Tabata Training: Named after Japanese researcher Izumi Tabata, who has conducted extensive research on interval training, Tabata consists of performing an activity all-out for 20 seconds, resting for 10 seconds, and then repeating the on-off sequence for four minutes in total. One of Tabata’s most famous findings demonstrated that 20 seconds of all-out cycling followed by 10 seconds of low intensity cycling for four minutes was as beneficial for VO2 max (maximal aerobic capacity) as 45 minutes of long, slow cardio performed four times per week. Since VO2 max is generally considered the best indicator of an athlete’s cardiovascular fitness and aerobic endurance, this study was a game changer. It conclusively showed that positive health benefits derived from traditional aerobic training could be accomplished with high-intensity interval training.
Gibala regimen: Dr. Gibala, a professor of kinesiology at McMaster University in Hamilton, Ontario, tried to popularize the idea that we can rely on high-intensity intervals as our only exercise, and do very, very few of them while still improving our overall health and fitness. In 2010 study on students, he uses 3 minutes for warming up, then 60 seconds of intense exercise followed by 75 seconds of rest, repeated for 8–12 cycles. Subjects using this method training 3 times per week obtained gains similar to what would be expected from subjects who did steady state training five times per week.

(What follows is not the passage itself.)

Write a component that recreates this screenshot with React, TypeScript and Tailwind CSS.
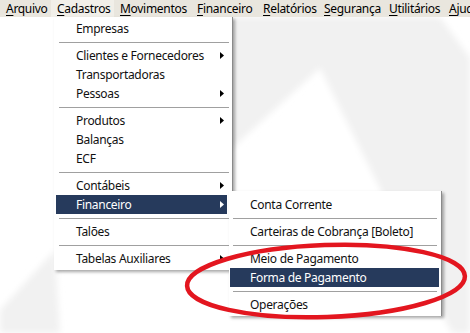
import React from 'react';

// ── Data ───────────────────────────────────────────────────────────────────────

type Entry = { label: string; sub?: boolean; active?: boolean } | 'sep';

const TOP_MENU = [
  { label: 'Arquivo', w: 51 },
  { label: 'Cadastros', w: 63, open: true },
  { label: 'Movimentos', w: 77 },
  { label: 'Financeiro', w: 66 },
  { label: 'Relatórios', w: 61 },
  { label: 'Segurança', w: 65 },
  { label: 'Utilitários', w: 60 },
  { label: 'Ajuda', w: 40 },
];

const CADASTROS: Entry[] = [
  { label: 'Empresas' },
  'sep',
  { label: 'Clientes e Fornecedores', sub: true },
  { label: 'Transportadoras' },
  { label: 'Pessoas', sub: true },
  'sep',
  { label: 'Produtos', sub: true },
  { label: 'Balanças' },
  { label: 'ECF' },
  'sep',
  { label: 'Contábeis', sub: true },
  { label: 'Financeiro', sub: true, active: true },
  'sep',
  { label: 'Talões' },
  'sep',
  { label: 'Tabelas Auxiliares', sub: true },
];

const FINANCEIRO: Entry[] = [
  { label: 'Conta Corrente' },
  'sep',
  { label: 'Carteiras de Cobrança [Boleto]' },
  'sep',
  { label: 'Meio de Pagamento' },
  { label: 'Forma de Pagamento', active: true },
  'sep',
  { label: 'Operações' },
];

// ── Pieces ─────────────────────────────────────────────────────────────────────

function Arrow({ white }: { white?: boolean }) {
  return (
    <svg width="4" height="7" viewBox="0 0 4 7" className="shrink-0">
      <path d="M0 0 L4 3.5 L0 7 Z" fill={white ? '#ffffff' : '#000000'} />
    </svg>
  );
}

function MenuList({ items, itemCls, sepCls }: { items: Entry[]; itemCls: string; sepCls: string }) {
  return (
    <>
      {items.map((it, i) =>
        it === 'sep' ? (
          <div key={i} className={`h-[8px] flex items-center ${sepCls}`}>
            <div className="h-px w-full bg-[#a0a0a0]" />
          </div>
        ) : (
          <div
            key={i}
            className={`h-[19px] flex items-center justify-between pl-[20px] ${itemCls} ${
              it.active ? 'bg-[#263a5c] text-white' : 'text-[#111]'
            }`}
          >
            <span className="whitespace-nowrap">{it.label}</span>
            {it.sub && <Arrow white={it.active} />}
          </div>
        )
      )}
    </>
  );
}

// ── App ────────────────────────────────────────────────────────────────────────

export default function App() {
  return (
    <div
      className="relative w-[470px] h-[333px] overflow-hidden bg-white text-[12px] leading-[17px] tracking-[-0.3px]"
      style={{ fontFamily: '"Noto Sans", "Open Sans", sans-serif' }}
    >
      {/* faint watermark */}
      <svg className="absolute inset-0" width="470" height="333">
        <defs>
          <filter id="soft">
            <feGaussianBlur stdDeviation="3" />
          </filter>
        </defs>
        <g fill="#f1f1f1" filter="url(#soft)">
          <polygon points="230,17 440,17 470,58 470,333 452,333 320,68 230,150" />
          <polygon points="0,310 55,250 60,333 0,333" />
        </g>
      </svg>

      {/* Menu bar */}
      <div className="relative flex h-[17px] bg-[#e9e6de] text-black">
        {TOP_MENU.map((m) => (
          <div
            key={m.label}
            style={{ width: m.w }}
            className={`shrink-0 whitespace-nowrap pl-[6px] ${m.open ? 'bg-[#f1efe9]' : ''}`}
          >
            <span className="underline underline-offset-2 decoration-1">{m.label[0]}</span>
            {m.label.slice(1)}
          </div>
        ))}
      </div>

      {/* Cadastros dropdown */}
      <div className="absolute left-[54px] top-[17px] w-[179px] bg-white border-r border-[#8a8a8a] pt-[2px] pb-[2px] shadow-[2px_2px_3px_rgba(0,0,0,0.35)]">
        <MenuList items={CADASTROS} itemCls="ml-[2px] mr-[5px] pr-[3px]" sepCls="ml-[5px] mr-[3px]" />
      </div>

      {/* Financeiro submenu */}
      <div className="absolute left-[229px] top-[191px] w-[213px] bg-white border-r border-[#8a8a8a] pt-[4px] pb-[2px] shadow-[2px_2px_3px_rgba(0,0,0,0.35)]">
        <MenuList items={FINANCEIRO} itemCls="ml-[1px] mr-[2px]" sepCls="ml-[4px] mr-[4px]" />
      </div>

      {/* red annotation */}
      <svg className="absolute inset-0 pointer-events-none" width="470" height="333">
        <ellipse
          cx="326"
          cy="281"
          rx="139"
          ry="36"
          transform="rotate(-2 326 281)"
          fill="none"
          stroke="#e3161f"
          strokeWidth="4.5"
        />
      </svg>
    </div>
  );
}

Dr. Gibala also proposed a gentler option for sedentary people who had done no exercise for over a year. It included 3 minutes of warm-up, 10 repetitions of 60-second bursts at 60% peak power each followed by 60 seconds of recovery, and then a 5-minute cool-down.
Zuniga Regimen: Assistant professor Dr. Jorge Zuniga of exercise science at Creighton University, carried out research to determine how to fit the highest volume of work and oxygen consumption into the smallest amount of time. He found that intervals of 30 seconds at 90% of maximum power output followed by 30 seconds of rest allowed for the highest VO2 consumption and the longest workout duration at specified intensity.
Vollard Regimen: Dr Niels Vollaard at the University of Stirling proposed a 10-minute exercise routine consisting of easy pedaling interspersed with two 20-second ‘all-out’ cycling sprints. He is of the opinion that when high-intensity intervals are done at ‘all-out’ intensities, associated health benefits plateau after performing 2 or 3 sprint repetitions. This concept led to the development of a meta-analysis which showed that common protocols with as many as 6 to 10 repetitions of 30-second ‘all-out’ sprints do not improve aerobic fitness more than the ‘2×20-s’ protocol.
Sprint 8 Protocol: Dr. David Braden of King’s Daughters Medical Center, Brookhaven, MS, USA proposed Sprint 8 protocol which requires HIIT for 20 minutes per bout, 3 times per week. The exercise starts with 2 to 3 minutes warm-up period which is done with slow pace, also known as the “active recovery pace” (ARP). Protocol starts with 30 seconds of full-sprint followed by an ARP for 1.5 minutes, completing first round. The sprint should be performed in an all out manner. The subject needs to carry out eight such rounds requiring 16 minutes. At the end, a 2 to 3 minutes cool down is carried out.
Pre-caution: Persons who have been living a sedentary lifestyle or period of physical inactivity may have an increased coronary disease risk to high intensity exercise. Family history, cigarette smoking, hypertension, diabetes (or pre-diabetes), abnormal cholesterol levels and obesity will increase this risk. Medical clearance from a physician may be an appropriate safety measure for anyone with these conditions before staring HIIT or any intense exercise training program. Prior to beginning HIIT training a person is encouraged to establish a foundational level of fitness through regular steady state exercise.